> [ENTRIES SUPPLIED]:

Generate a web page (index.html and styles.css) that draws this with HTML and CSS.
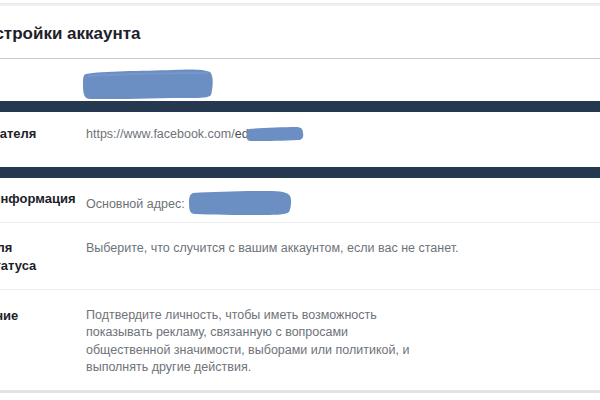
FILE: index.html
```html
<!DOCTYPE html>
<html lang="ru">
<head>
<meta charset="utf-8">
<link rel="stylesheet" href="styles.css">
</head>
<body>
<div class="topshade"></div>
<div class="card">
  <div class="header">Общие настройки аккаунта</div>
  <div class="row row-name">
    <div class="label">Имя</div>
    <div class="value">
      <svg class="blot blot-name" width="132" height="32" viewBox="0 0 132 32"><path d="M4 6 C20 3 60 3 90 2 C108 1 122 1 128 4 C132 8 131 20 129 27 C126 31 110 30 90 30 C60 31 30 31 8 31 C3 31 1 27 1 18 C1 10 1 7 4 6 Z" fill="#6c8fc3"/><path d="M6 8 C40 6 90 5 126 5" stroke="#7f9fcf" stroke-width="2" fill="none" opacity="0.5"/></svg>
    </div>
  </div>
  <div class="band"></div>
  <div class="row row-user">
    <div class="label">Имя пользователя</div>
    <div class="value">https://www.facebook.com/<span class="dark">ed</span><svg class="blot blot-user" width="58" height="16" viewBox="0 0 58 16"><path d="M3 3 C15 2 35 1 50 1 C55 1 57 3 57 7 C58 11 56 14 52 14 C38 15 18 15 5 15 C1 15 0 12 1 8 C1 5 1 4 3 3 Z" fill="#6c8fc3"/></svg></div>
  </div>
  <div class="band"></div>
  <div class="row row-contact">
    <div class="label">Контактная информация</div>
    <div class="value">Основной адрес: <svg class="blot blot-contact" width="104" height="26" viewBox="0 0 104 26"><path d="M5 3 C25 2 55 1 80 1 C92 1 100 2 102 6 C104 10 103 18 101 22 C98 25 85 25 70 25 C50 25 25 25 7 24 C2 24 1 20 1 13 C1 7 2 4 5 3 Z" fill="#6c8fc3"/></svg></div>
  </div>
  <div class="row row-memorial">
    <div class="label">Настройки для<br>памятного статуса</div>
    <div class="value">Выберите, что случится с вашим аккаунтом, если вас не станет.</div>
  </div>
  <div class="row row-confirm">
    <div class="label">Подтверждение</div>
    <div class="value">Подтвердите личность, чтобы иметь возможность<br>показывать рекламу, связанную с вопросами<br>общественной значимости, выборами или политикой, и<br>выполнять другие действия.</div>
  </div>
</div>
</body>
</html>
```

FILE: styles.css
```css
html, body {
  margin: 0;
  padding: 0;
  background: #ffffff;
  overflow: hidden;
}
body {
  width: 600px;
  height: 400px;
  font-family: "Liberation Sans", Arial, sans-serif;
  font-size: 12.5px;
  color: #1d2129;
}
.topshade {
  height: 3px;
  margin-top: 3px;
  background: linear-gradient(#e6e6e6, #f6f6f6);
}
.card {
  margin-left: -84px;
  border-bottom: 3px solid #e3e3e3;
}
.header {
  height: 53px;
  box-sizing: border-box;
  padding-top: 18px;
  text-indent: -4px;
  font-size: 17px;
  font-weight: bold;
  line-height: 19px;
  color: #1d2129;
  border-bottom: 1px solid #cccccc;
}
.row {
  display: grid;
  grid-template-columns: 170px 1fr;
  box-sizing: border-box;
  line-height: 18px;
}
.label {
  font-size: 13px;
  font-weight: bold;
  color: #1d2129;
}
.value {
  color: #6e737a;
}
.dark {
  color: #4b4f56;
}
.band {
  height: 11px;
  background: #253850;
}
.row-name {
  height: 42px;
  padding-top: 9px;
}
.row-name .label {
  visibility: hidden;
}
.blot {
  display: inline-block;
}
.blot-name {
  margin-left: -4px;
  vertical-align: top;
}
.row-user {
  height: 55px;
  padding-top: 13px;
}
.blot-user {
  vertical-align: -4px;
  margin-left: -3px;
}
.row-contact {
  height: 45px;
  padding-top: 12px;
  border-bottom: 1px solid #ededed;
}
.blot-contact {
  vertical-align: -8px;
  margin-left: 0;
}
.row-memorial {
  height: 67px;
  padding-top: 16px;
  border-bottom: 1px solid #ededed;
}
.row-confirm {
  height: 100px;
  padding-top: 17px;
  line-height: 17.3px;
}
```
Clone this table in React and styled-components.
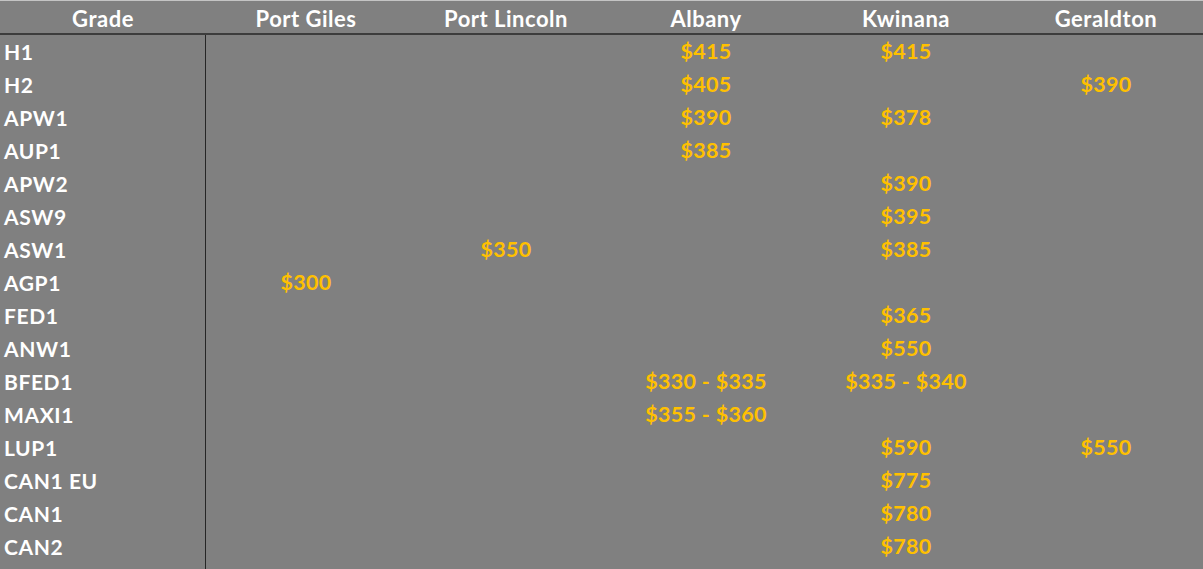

> [THE EXERCISE]: Transcribe the entries above verbatim, omitting their pictures.

> [EXERCISE SOLUTION]:
Generate a web page (index.html and styles.css) that draws this with HTML and CSS.
FILE: index.html
```html
<!DOCTYPE html>
<html lang="ru">
<head>
<meta charset="utf-8">
<link rel="stylesheet" href="styles.css">
</head>
<body>
<div class="topshade"></div>
<div class="card">
  <div class="header">Общие настройки аккаунта</div>
  <div class="row row-name">
    <div class="label">Имя</div>
    <div class="value">
      <svg class="blot blot-name" width="132" height="32" viewBox="0 0 132 32"><path d="M4 6 C20 3 60 3 90 2 C108 1 122 1 128 4 C132 8 131 20 129 27 C126 31 110 30 90 30 C60 31 30 31 8 31 C3 31 1 27 1 18 C1 10 1 7 4 6 Z" fill="#6c8fc3"/><path d="M6 8 C40 6 90 5 126 5" stroke="#7f9fcf" stroke-width="2" fill="none" opacity="0.5"/></svg>
    </div>
  </div>
  <div class="band"></div>
  <div class="row row-user">
    <div class="label">Имя пользователя</div>
    <div class="value">https://www.facebook.com/<span class="dark">ed</span><svg class="blot blot-user" width="58" height="16" viewBox="0 0 58 16"><path d="M3 3 C15 2 35 1 50 1 C55 1 57 3 57 7 C58 11 56 14 52 14 C38 15 18 15 5 15 C1 15 0 12 1 8 C1 5 1 4 3 3 Z" fill="#6c8fc3"/></svg></div>
  </div>
  <div class="band"></div>
  <div class="row row-contact">
    <div class="label">Контактная информация</div>
    <div class="value">Основной адрес: <svg class="blot blot-contact" width="104" height="26" viewBox="0 0 104 26"><path d="M5 3 C25 2 55 1 80 1 C92 1 100 2 102 6 C104 10 103 18 101 22 C98 25 85 25 70 25 C50 25 25 25 7 24 C2 24 1 20 1 13 C1 7 2 4 5 3 Z" fill="#6c8fc3"/></svg></div>
  </div>
  <div class="row row-memorial">
    <div class="label">Настройки для<br>памятного статуса</div>
    <div class="value">Выберите, что случится с вашим аккаунтом, если вас не станет.</div>
  </div>
  <div class="row row-confirm">
    <div class="label">Подтверждение</div>
    <div class="value">Подтвердите личность, чтобы иметь возможность<br>показывать рекламу, связанную с вопросами<br>общественной значимости, выборами или политикой, и<br>выполнять другие действия.</div>
  </div>
</div>
</body>
</html>
```

FILE: styles.css
```css
html, body {
  margin: 0;
  padding: 0;
  background: #ffffff;
  overflow: hidden;
}
body {
  width: 600px;
  height: 400px;
  font-family: "Liberation Sans", Arial, sans-serif;
  font-size: 12.5px;
  color: #1d2129;
}
.topshade {
  height: 3px;
  margin-top: 3px;
  background: linear-gradient(#e6e6e6, #f6f6f6);
}
.card {
  margin-left: -84px;
  border-bottom: 3px solid #e3e3e3;
}
.header {
  height: 53px;
  box-sizing: border-box;
  padding-top: 18px;
  text-indent: -4px;
  font-size: 17px;
  font-weight: bold;
  line-height: 19px;
  color: #1d2129;
  border-bottom: 1px solid #cccccc;
}
.row {
  display: grid;
  grid-template-columns: 170px 1fr;
  box-sizing: border-box;
  line-height: 18px;
}
.label {
  font-size: 13px;
  font-weight: bold;
  color: #1d2129;
}
.value {
  color: #6e737a;
}
.dark {
  color: #4b4f56;
}
.band {
  height: 11px;
  background: #253850;
}
.row-name {
  height: 42px;
  padding-top: 9px;
}
.row-name .label {
  visibility: hidden;
}
.blot {
  display: inline-block;
}
.blot-name {
  margin-left: -4px;
  vertical-align: top;
}
.row-user {
  height: 55px;
  padding-top: 13px;
}
.blot-user {
  vertical-align: -4px;
  margin-left: -3px;
}
.row-contact {
  height: 45px;
  padding-top: 12px;
  border-bottom: 1px solid #ededed;
}
.blot-contact {
  vertical-align: -8px;
  margin-left: 0;
}
.row-memorial {
  height: 67px;
  padding-top: 16px;
  border-bottom: 1px solid #ededed;
}
.row-confirm {
  height: 100px;
  padding-top: 17px;
  line-height: 17.3px;
}
```
Clone this table in React and styled-components.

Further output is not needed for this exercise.